THE PROBLEM
Count how many lines hold the string "this", and give only that number.

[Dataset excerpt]

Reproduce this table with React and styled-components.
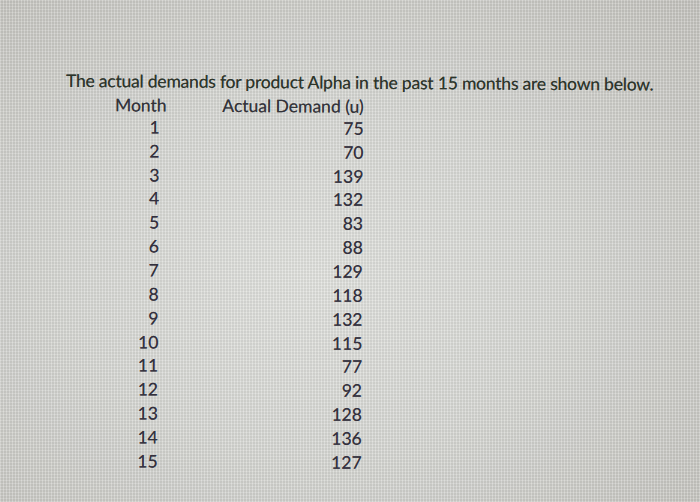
import React from 'react'
import styled, { createGlobalStyle } from 'styled-components'

const GlobalStyle = createGlobalStyle`
html, body {
  margin: 0;
  padding: 0;
  width: 700px;
  height: 502px;
  overflow: hidden;
}
`

const Screen = styled.div`
position: relative;
width: 700px;
height: 502px;
box-sizing: border-box;
padding: 70px 0 0 66px;
background:
  repeating-linear-gradient(90deg, rgba(255,255,255,0.16) 0 1px, rgba(0,0,0,0.035) 1px 3px),
  repeating-linear-gradient(0deg, rgba(255,255,255,0.12) 0 1px, rgba(0,0,0,0.03) 1px 3px),
  radial-gradient(ellipse at 45% 55%, #e1e2de 0%, #d7d8d4 45%, #c4c3be 100%);
font-family: Lato, "Open Sans", sans-serif;
color: #34333a;
`

const Sheet = styled.div`
display: flex;
flex-direction: column;
transform: rotate(0.35deg);
transform-origin: 0 0;
`

const Title = styled.div`
font-size: 17.5px;
line-height: 21px;
height: 21px;
letter-spacing: -0.2px;
white-space: nowrap;
color: #2c3529;
text-shadow: 0 0 0.6px rgba(40,40,50,0.6);
`

const Table = styled.div`
display: grid;
grid-template-columns: 50px 202px;
grid-auto-rows: 23.86px;
margin-left: 50px;
font-size: 17.5px;
line-height: 23.86px;
text-shadow: 0 0 0.6px rgba(40,40,50,0.6);
`

const Head = styled.div`
padding-right: ${(props) => props.pad}px;
white-space: nowrap;
color: #333339;
line-height: 21px;
display: flex;
align-items: flex-end;
justify-content: ${(props) => (props.align === 'center' ? 'center' : 'flex-end')};
`

const Cell = styled.div`
text-align: right;
padding-right: ${(props) => props.pad}px;
color: #33303d;
`

const demand = [75, 70, 139, 132, 83, 88, 129, 118, 132, 115, 77, 92, 128, 136, 127]

const App = () => {
    return (
        <>
        <GlobalStyle />
        <Screen>
            <Sheet>
                <Title>The actual demands for product Alpha in the past 15 months are shown below.</Title>
                <Table>
                    <Head align="center" pad={0}>Month</Head>
                    <Head align="right" pad={4}>Actual Demand (u)</Head>
                    {demand.map((d, i) => (
                        <React.Fragment key={i}>
                            <Cell pad={6}>{i + 1}</Cell>
                            <Cell pad={4}>{d}</Cell>
                        </React.Fragment>
                    ))}
                </Table>
            </Sheet>
        </Screen>
        </>
    )
}

export default App
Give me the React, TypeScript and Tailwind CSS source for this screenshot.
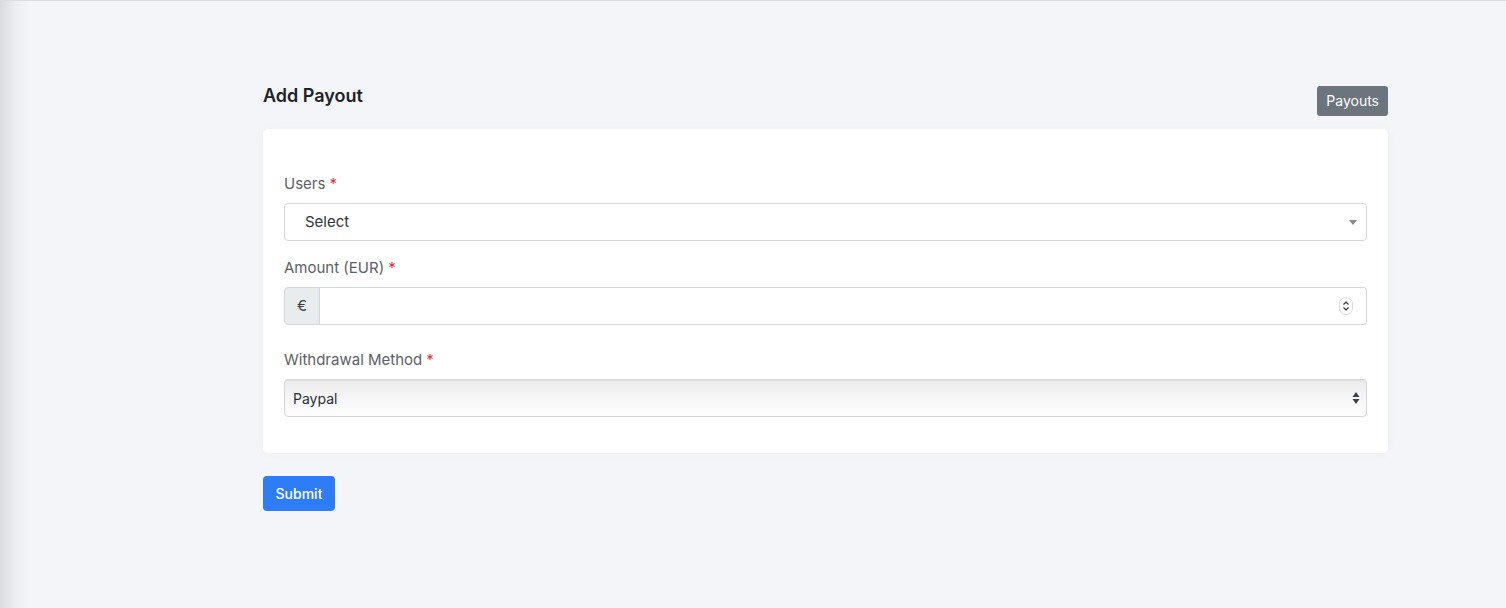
import React from "react";

function Star() {
  return <span className="text-[#e0303b] ml-[4px]">*</span>;
}

export default function App() {
  return (
    <div
      className="relative w-full h-[608px] bg-[#f4f5f8] border-t border-[#dcdde1] overflow-hidden"
      style={{ fontFamily: "Inter, 'Noto Sans', sans-serif" }}
    >
      <div className="absolute left-0 top-0 bottom-0 w-[30px] bg-gradient-to-r from-[#d9dadc] via-[#eceef1] to-[#f4f5f8]" />
      <div className="relative ml-[263px] w-[1125px] pt-[82px]">
        <div className="flex justify-between items-start mb-[13px]">
          <h1 className="-mt-[1px] text-[18px] leading-[27px] font-semibold text-[#1f2226]">Add Payout</h1>
          <button className="mt-[3px] h-[30px] px-[9px] rounded-[3px] bg-[#6c757d] text-white text-[14px] leading-none">
            Payouts
          </button>
        </div>
        <div className="bg-white rounded-[5px] shadow-[0_0_12px_rgba(0,0,0,0.03)] px-[21px] pt-[44px] pb-[36px]">
          <label className="block text-[15px] leading-[21px] text-[#5d6065] mb-[9px]">
            Users<Star />
          </label>
          <div className="flex items-center h-[38px] border border-[#d3d6da] rounded-[4px] pl-[20px] pr-[8px]">
            <span className="flex-1 text-[15px] text-[#2f3338]">Select</span>
            <svg width="8" height="5" viewBox="0 0 8 5" className="mr-[1px]">
              <path d="M0 0h8L4 5z" fill="#8a8a8a" />
            </svg>
          </div>
          <label className="block text-[15px] leading-[21px] text-[#5d6065] mt-[16px] mb-[9px]">
            Amount (EUR)<Star />
          </label>
          <div className="flex h-[38px]">
            <div className="w-[36px] flex items-center justify-center bg-[#e9ecef] border border-[#d3d6da] rounded-l-[4px] text-[15px] text-[#3a3e43]">
              €
            </div>
            <div className="flex-1 flex items-center justify-end border border-l-0 border-[#d3d6da] rounded-r-[4px] pr-[13px]">
              <svg width="14" height="18" viewBox="0 0 14 18">
                <rect x="0.5" y="0.5" width="13" height="17" rx="6.5" fill="#fff" stroke="#d8d8d8" />
                <path d="M4.5 7.5L7 5l2.5 2.5M4.5 10.5L7 13l2.5-2.5" fill="none" stroke="#333" strokeWidth="1.2" />
              </svg>
            </div>
          </div>
          <label className="block text-[15px] leading-[21px] text-[#5d6065] mt-[24px] mb-[9px]">
            Withdrawal Method<Star />
          </label>
          <div className="flex items-center h-[38px] border border-[#d2d5d9] rounded-[4px] pl-[8px] pr-[6px] bg-gradient-to-b from-[#ebebeb] via-[#f6f6f6] to-[#fdfdfd] shadow-[inset_0_1px_1px_rgba(0,0,0,0.05)]">
            <span className="flex-1 text-[14px] text-[#2b2e33]">Paypal</span>
            <svg width="8" height="14" viewBox="0 0 8 14">
              <path d="M4 1L7.5 6H0.5z M4 13L0.5 8h7z" fill="#3c3f44" />
            </svg>
          </div>
        </div>
        <button className="mt-[23px] h-[35px] w-[72px] rounded-[4px] bg-[#2e7cf6] text-white text-[14px] font-medium">
          Submit
        </button>
      </div>
    </div>
  );
}
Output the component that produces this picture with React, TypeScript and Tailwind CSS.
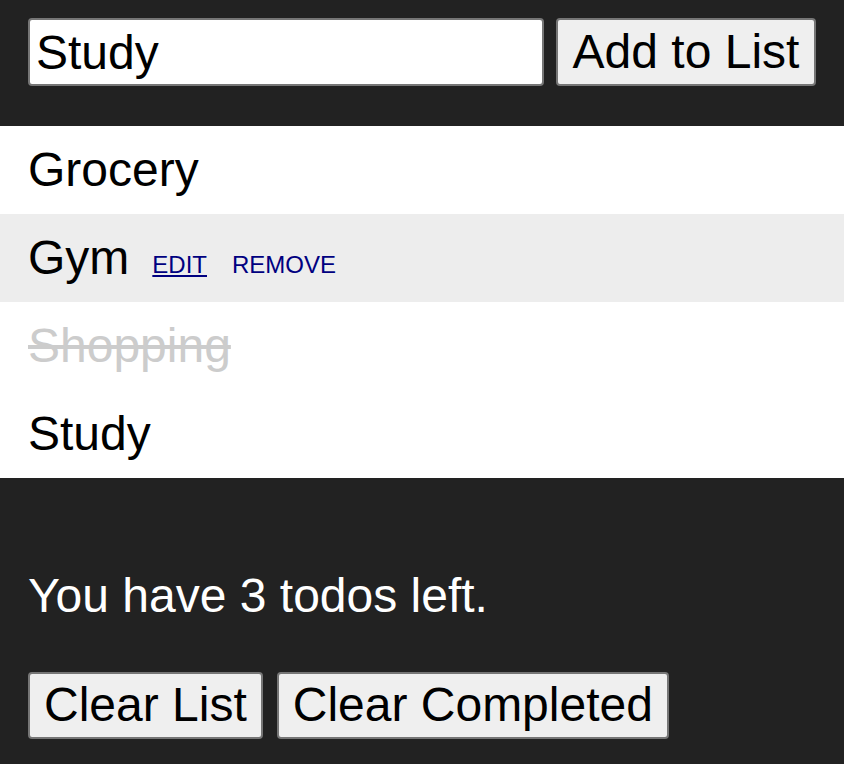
import React, { useState } from "react";

type Todo = { id: number; text: string; done: boolean };

const font = { fontFamily: '"Liberation Sans", Arial, sans-serif' };

const App: React.FC = () => {
  const [value, setValue] = useState("Study");
  const [hovered] = useState(2);
  const todos: Todo[] = [
    { id: 1, text: "Grocery", done: false },
    { id: 2, text: "Gym", done: false },
    { id: 3, text: "Shopping", done: true },
    { id: 4, text: "Study", done: false },
  ];
  const left = todos.filter((t) => !t.done).length;

  return (
    <div
      className="min-h-[764px] bg-[#222222] text-[48px] leading-[56px]"
      style={font}
    >
      <div className="flex gap-3 px-7 pt-[18px] pb-10">
        <input
          className="h-[68px] w-[516px] rounded-[4px] border-2 border-[#767676] bg-white px-[6px] text-[48px] text-black outline-none"
          value={value}
          onChange={(e) => setValue(e.target.value)}
        />
        <button className="h-[68px] w-[260px] shrink-0 whitespace-nowrap rounded-[4px] border-2 border-[#767676] bg-[#efefef] text-[48px] text-black">
          Add to List
        </button>
      </div>

      <ul className="bg-white">
        {todos.map((t) => (
          <li
            key={t.id}
            className={
              "flex h-[88px] items-center px-7 " +
              (t.id === hovered ? "bg-[#ededed]" : "bg-white")
            }
          >
            <span
              className={
                t.done ? "text-[#cccccc] line-through" : "text-black"
              }
            >
              {t.text}
            </span>
            {t.id === hovered && (
              <span className="ml-[23px] flex gap-[25px] pt-[14px] text-[24px] leading-[28px] text-[#000080]">
                <a className="underline">EDIT</a>
                <a>REMOVE</a>
              </span>
            )}
          </li>
        ))}
      </ul>

      <p className="px-7 pt-[90px] pb-12 text-white">
        You have {left} todos left.
      </p>

      <div className="flex gap-[14px] px-7 pb-[26px]">
        <button className="h-[67px] whitespace-nowrap rounded-[4px] border-2 border-[#767676] bg-[#efefef] px-[14px] pb-[2px] text-[48px] text-black">
          Clear List
        </button>
        <button className="h-[67px] whitespace-nowrap rounded-[4px] border-2 border-[#767676] bg-[#efefef] px-[14px] pb-[2px] text-[48px] text-black">
          Clear Completed
        </button>
      </div>
    </div>
  );
};

export default App;
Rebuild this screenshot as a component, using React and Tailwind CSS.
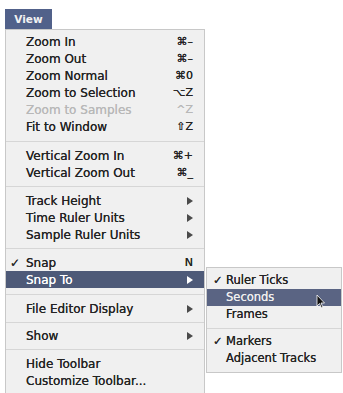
import React from "react";

const Arrow = ({ white }) => (
  <svg width="6" height="8" viewBox="0 0 6 8" className="block">
    <path d="M0 0 L6 4 L0 8 Z" fill={white ? "#ffffff" : "#4a4a4a"} />
  </svg>
);

const Check = ({ white }) => (
  <span className={white ? "text-white" : "text-[#2a2a2a]"}>✓</span>
);

function Row({ label, sc, arrow, check, disabled, hi }) {
  return (
    <div
      className={
        "h-[17px] flex items-center pr-[11px] [text-shadow:0_0_0.6px_currentColor] " +
        (hi ? "bg-[#4e5a78] text-white" : disabled ? "text-[#b8b8b8]" : "text-[#242424]")
      }
    >
      <div className="w-[20px] pl-[4px] text-[12px] leading-none">{check ? <Check white={hi} /> : null}</div>
      <div className="flex-1 text-[12px] leading-none whitespace-nowrap">{label}</div>
      {sc ? <div className="text-[11px] leading-none whitespace-nowrap">{sc}</div> : null}
      {arrow ? <Arrow white={hi} /> : null}
    </div>
  );
}

const Sep = ({ h }) => (
  <div className={"flex flex-col justify-center " + h}>
    <div className="h-px bg-[#d6d6d6]" />
  </div>
);

function SubRow({ label, check, hi }) {
  return (
    <div
      className={
        "h-[17px] flex items-center [text-shadow:0_0_0.6px_currentColor] " +
        (hi ? "bg-[#5a6483] text-[#eeeeee]" : "text-[#242424]")
      }
    >
      <div className="w-[19px] pl-[6px] text-[11.5px] leading-none">{check ? <Check white={hi} /> : null}</div>
      <div className="text-[11.5px] leading-none whitespace-nowrap">{label}</div>
    </div>
  );
}

export default function App() {
  return (
    <div
      className="relative w-[343px] h-[393px] bg-white overflow-hidden"
      style={{ fontFamily: '"DejaVu Sans", "Liberation Sans", sans-serif' }}
    >
      <div className="ml-[5px] mt-[9px] w-[47px] h-[20px] bg-[#51618a] flex items-center justify-center text-[#f2f2f2] text-[10.5px] font-bold leading-none">
        View
      </div>
      <div className="ml-[5px] w-[200px] h-[370px] bg-[#f0f0f0] border-l border-t border-r border-[#c8c8c8] pt-[3px]">
        <Row label="Zoom In" sc="⌘–" />
        <Row label="Zoom Out" sc="⌘–" />
        <Row label="Zoom Normal" sc="⌘0" />
        <Row label="Zoom to Selection" sc="⌥Z" />
        <Row label="Zoom to Samples" sc="^Z" disabled />
        <Row label="Fit to Window" sc="⇧Z" />
        <Sep h="h-[12px]" />
        <Row label="Vertical Zoom In" sc="⌘+" />
        <Row label="Vertical Zoom Out" sc="⌘_" />
        <Sep h="h-[11px]" />
        <Row label="Track Height" arrow />
        <Row label="Time Ruler Units" arrow />
        <Row label="Sample Ruler Units" arrow />
        <Sep h="h-[11px]" />
        <Row label="Snap" sc="N" check />
        <Row label="Snap To" arrow hi />
        <Sep h="h-[12px]" />
        <Row label="File Editor Display" arrow />
        <Sep h="h-[10px]" />
        <Row label="Show" arrow />
        <Sep h="h-[11px]" />
        <Row label="Hide Toolbar" />
        <Row label="Customize Toolbar..." />
      </div>

      <div className="absolute left-[206px] top-[267px] w-[136px] bg-[#f0f0f0] border border-[#c8c8c8] pt-[4px] pb-[5px]">
        <SubRow label="Ruler Ticks" check />
        <SubRow label="Seconds" hi />
        <SubRow label="Frames" />
        <Sep h="h-[10px]" />
        <SubRow label="Markers" check />
        <SubRow label="Adjacent Tracks" />
      </div>

      <svg className="absolute left-[316px] top-[294px]" width="10" height="15" viewBox="0 0 10 15">
        <path d="M1 1 L1 12 L3.5 9.5 L5.5 14 L7 13.3 L5 9 L8.5 9 Z" fill="#111" stroke="#fff" strokeWidth="0.8" />
      </svg>
    </div>
  );
}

RESPONSE
4